Discours

Changement de pouvoir 2015 : les femmes et les marchés pour « l'ouverture des marchés sur l'égalité »

9 novembre 2015
ITC Nouvelles
Discours de Mme Arancha González, Directrice exécutive du Centre du commerce international, lors du Forum d'Oxford sur le rôle des femmes dans l'économie mondiale, prononcé le 9 novembre 2015.

Mesdames, Messieurs,

Permettez-moi tout d'abord de remercier Mme Linda Scott et l'École de commerce Saïd pour avoir réuni une nouvelle fois cette assemblée d'hommes et de femmes « changeurs de pouvoir », pour débattre et s'inspirer des moyens par lesquels nous pouvons appuyer l'intégration des femmes dans les marchés.

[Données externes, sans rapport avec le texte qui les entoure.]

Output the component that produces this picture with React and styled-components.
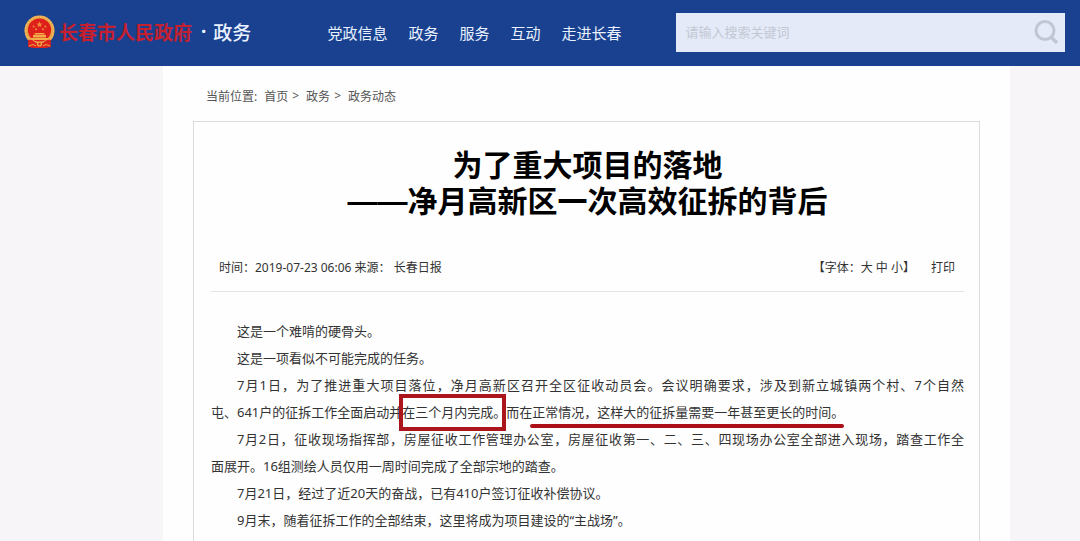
import React, { useState } from 'react'
import styled, { createGlobalStyle } from 'styled-components'

const navLinks = ['党政信息', '政务', '服务', '互动', '走进长春']

function Emblem() {
  return (
    <svg width="31" height="34" viewBox="0 0 31 34" aria-hidden="true">
      <path d="M5 23 L4 32 L10 33 L21 33 L27 32 L26 23 Z" fill="#d8231f" />
      <circle cx="15.5" cy="15.5" r="15" fill="#e9a545" />
      <circle cx="15.5" cy="15.5" r="14" fill="none" stroke="#f0bc68" strokeWidth="1.4" strokeDasharray="2 1" />
      <circle cx="15.5" cy="15" r="11.6" fill="#df1f1c" />
      <path d="M15.5 6.5l.8 2.1 2.3.1-1.8 1.4.6 2.2-1.9-1.2-1.9 1.2.6-2.2-1.8-1.4 2.3-.1z" fill="#f08b3a" />
      <circle cx="9.6" cy="11.6" r="1" fill="#f08b3a" />
      <circle cx="12" cy="14.2" r="1" fill="#f08b3a" />
      <circle cx="19" cy="14.2" r="1" fill="#f08b3a" />
      <circle cx="21.4" cy="11.6" r="1" fill="#f08b3a" />
      <path d="M11 18h9l1 1.5h-11zM9 20h13v2.5h-13zM6.5 23h18v2h-18z" fill="#f2ad48" />
      <path d="M4 25c4-1 6 1 8 3h7c2-2 4-4 8-3l-1 7c-3 0-4 0-6 1h-9c-2-1-3-1-6-1z" fill="#dd231e" />
      <circle cx="15.5" cy="29" r="2.6" fill="#f0a944" />
      <circle cx="15.5" cy="29" r="1.2" fill="#d8231f" />
      <path d="M5 31l4-1.5 3 1.5M26 31l-4-1.5-3 1.5" fill="none" stroke="#eea544" strokeWidth="1" />
    </svg>
  )
}

function SearchBox() {
  const [word, setWord] = useState('')

  return (
    <SearchForm role="search" onSubmit={(e) => e.preventDefault()}>
      <SearchInput
        type="text"
        aria-label="搜索"
        placeholder="请输入搜索关键词"
        value={word}
        onChange={(e) => setWord(e.target.value)}
      />
      <SearchButton type="submit" aria-label="搜索">
        <svg width="26" height="26" viewBox="0 0 26 26" fill="none" stroke="#c2c6d4" aria-hidden="true">
          <circle cx="12" cy="11.5" r="9" strokeWidth="3" />
          <path d="M18 18 L24 24" strokeWidth="3.5" />
        </svg>
      </SearchButton>
    </SearchForm>
  )
}

function App() {
  return (
    <Page lang="zh-CN">
      <GlobalStyle />
      <Header>
        <Brand href="#">
          <Emblem />
          <BrandName>长春市人民政府</BrandName>
          <Channel>
            <b>·</b>
            <span>政务</span>
          </Channel>
        </Brand>
        <Nav>
          {navLinks.map((item) => (
            <a key={item} href="#">{item}</a>
          ))}
        </Nav>
        <SearchBox />
      </Header>

      <Main>
        <Breadcrumb aria-label="当前位置">
          <span>当前位置:</span>
          <a href="#">首页</a>
          <i>&gt;</i>
          <a href="#">政务</a>
          <i>&gt;</i>
          <a href="#">政务动态</a>
        </Breadcrumb>

        <Article>
          <Title>
            为了重大项目的落地
            <br />
            ——净月高新区一次高效征拆的背后
          </Title>

          <Meta>
            <span>时间：2019-07-23 06:06 来源： 长春日报</span>
            <Tools>
              <span>
                【字体：<button type="button">大</button> <button type="button">中</button>{' '}
                <button type="button">小</button>】
              </span>
              <button type="button">打印</button>
            </Tools>
          </Meta>

          <Content>
            <p>这是一个难啃的硬骨头。</p>
            <p>这是一项看似不可能完成的任务。</p>
            <p>
              <FullLine>7月1日，为了推进重大项目落位，净月高新区召开全区征收动员会。会议明确要求，涉及到新立城镇两个村、7个自然</FullLine>
              屯、641户的征拆工作全面启动并<Boxed>在三个月内完成。</Boxed>而在<Underlined>正常情况，这样大的征拆量需要一年甚至更长的时间。</Underlined>
            </p>
            <p>
              <FullLine>7月2日，征收现场指挥部，房屋征收工作管理办公室，房屋征收第一、二、三、四现场办公室全部进入现场，踏查工作全</FullLine>
              面展开。16组测绘人员仅用一周时间完成了全部宗地的踏查。
            </p>
            <p>7月21日，经过了近20天的奋战，已有410户签订征收补偿协议。</p>
            <p>9月末，随着征拆工作的全部结束，这里将成为项目建设的“主战场”。</p>
          </Content>
        </Article>
      </Main>
    </Page>
  )
}

export default App

const GlobalStyle = createGlobalStyle`
  * {
    box-sizing: border-box;
  }
  body {
    margin: 0;
    background: #f7f5f7;
    color: #333;
    font-family: "Noto Sans", "Noto Sans CJK SC", sans-serif;
    font-size: 12px;
  }
  a {
    color: inherit;
    text-decoration: none;
  }
  button {
    padding: 0;
    border: 0;
    background: none;
    color: inherit;
    font: inherit;
    cursor: pointer;
  }
`

const Page = styled.div`
  display: flex;
  flex-direction: column;
  min-height: 100vh;
`

const Header = styled.header`
  display: flex;
  align-items: center;
  height: 66px;
  padding: 0 15px 2px 24px;
  background: #19418f;
  color: #eaf1ff;
`

const Brand = styled.a`
  display: flex;
  align-items: center;
  white-space: nowrap;
`

const BrandName = styled.span`
  margin-left: 4px;
  color: #c4202f;
  font-size: 19px;
  font-weight: bold;
`

const Channel = styled.span`
  display: flex;
  gap: 7px;
  margin-left: 9px;
  font-size: 19px;
  font-weight: 500;
`

const Nav = styled.nav`
  display: flex;
  gap: 21px;
  margin-left: 76px;
  font-size: 15px;
  white-space: nowrap;
`

const SearchForm = styled.form`
  display: flex;
  flex: 1;
  align-items: center;
  height: 39px;
  margin-left: 55px;
  padding: 0 6px 0 9px;
  background: #e4eaf8;
`

const SearchInput = styled.input`
  flex: 1;
  min-width: 0;
  height: 100%;
  padding: 0;
  border: 0;
  outline: 0;
  background: transparent;
  color: #333;
  font-family: inherit;
  font-size: 13px;

  &::placeholder {
    color: #c3c8d3;
  }
`

const SearchButton = styled.button`
  display: flex;
`

const Main = styled.main`
  display: flex;
  flex: 1;
  flex-direction: column;
  margin: 0 70px 0 163px;
  padding: 0 30px;
  background: #fefefe;
`

const Breadcrumb = styled.nav`
  display: flex;
  align-items: center;
  height: 55px;
  padding: 4px 13px 0;
  color: #555;

  a {
    margin-left: 7px;
  }
  i {
    margin-left: 4px;
    font-style: normal;
  }
`

const Article = styled.article`
  flex: 1;
  padding: 26px 15px 0 17px;
  border: 1px solid #dddbe0;
  border-bottom: 0;
`

const Title = styled.h1`
  margin: 0;
  color: #000;
  font-family: "Liberation Sans", "Noto Sans CJK SC", sans-serif;
  font-size: 30px;
  line-height: 36px;
  text-align: center;
`

const Meta = styled.div`
  display: flex;
  align-items: center;
  justify-content: space-between;
  height: 50px;
  margin-top: 22px;
  padding: 0 9px 0 8px;
  border-bottom: 1px solid #e4e4e6;
`

const Tools = styled.div`
  display: flex;
  gap: 16px;
`

const Content = styled.div`
  padding-top: 26px;
  font-size: 13px;
  line-height: 27px;

  p {
    margin: 0;
    text-indent: 2em;
  }
`

//Linea completa, justificada de borde a borde
const FullLine = styled.span`
  display: block;
  text-align: justify;
  text-align-last: justify;
`

const Mark = styled.span`
  position: relative;
  display: inline-block;
  text-indent: 0;
  white-space: nowrap;
`

const Boxed = styled(Mark)`
  &::after {
    content: '';
    position: absolute;
    inset: -5px 0 -5px -3px;
    border: 4px solid #ab161c;
  }
`

const Underlined = styled(Mark)`
  &::after {
    content: '';
    position: absolute;
    right: 0;
    bottom: -2px;
    left: -2px;
    height: 4px;
    border-radius: 2px;
    background: #ab0f18;
  }
`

Le mois dernier, aux Nations Unies, alors qu'un nouvel ensemble d'objectifs mondiaux de développement était adopté, Linda s'est exprimée sur « l'économie de l'exclusion », soulignant que « les femmes constituent le groupe d'exclus le plus large de la planète », et qu'un appui plus fort envers les femmes était de fait nécessaire. Au Centre du commerce international (ITC), nous partageons pleinement ce constat.

Depuis plus de 50 ans, l'ITC fournit aux pays en développement un appui en matière de commerce. Faire du commerce une possibilité n'est pas nécessairement en faire une réalité, et c'est précisément la raison pour laquelle l'ITC fut créé, afin de combler l'écart entre possibilité et réalité. Et l’une des plus grandes inégalités que nous avons pu constater concerne la place des femmes sur les marchés.

Les femmes représentent la moitié de l'humanité. Mais en comparaison, la reconnaissance de leur contribution à l'économie demeure des plus faibles.

Nous savons que les PME exportatrices qui appartiennent à des femmes payent de meilleurs salaires, sont plus productives, emploient davantage de personnel, et font état de ventes moyennes plus hautes que les entreprises appartenant à des femmes mais sans activité d'exportation. Par ailleurs, une enquête de l'ITC menée à travers 20 pays montre que seule une entreprise exportatrice sur cinq appartient à une femme.

Les entreprises appartenant à des femmes tendent également à être de taille plus modeste, impliquées à des degrés inférieurs des activités de valeur ajoutée, et de fait sont en général sous représentées dans les secteurs prompts à l'export.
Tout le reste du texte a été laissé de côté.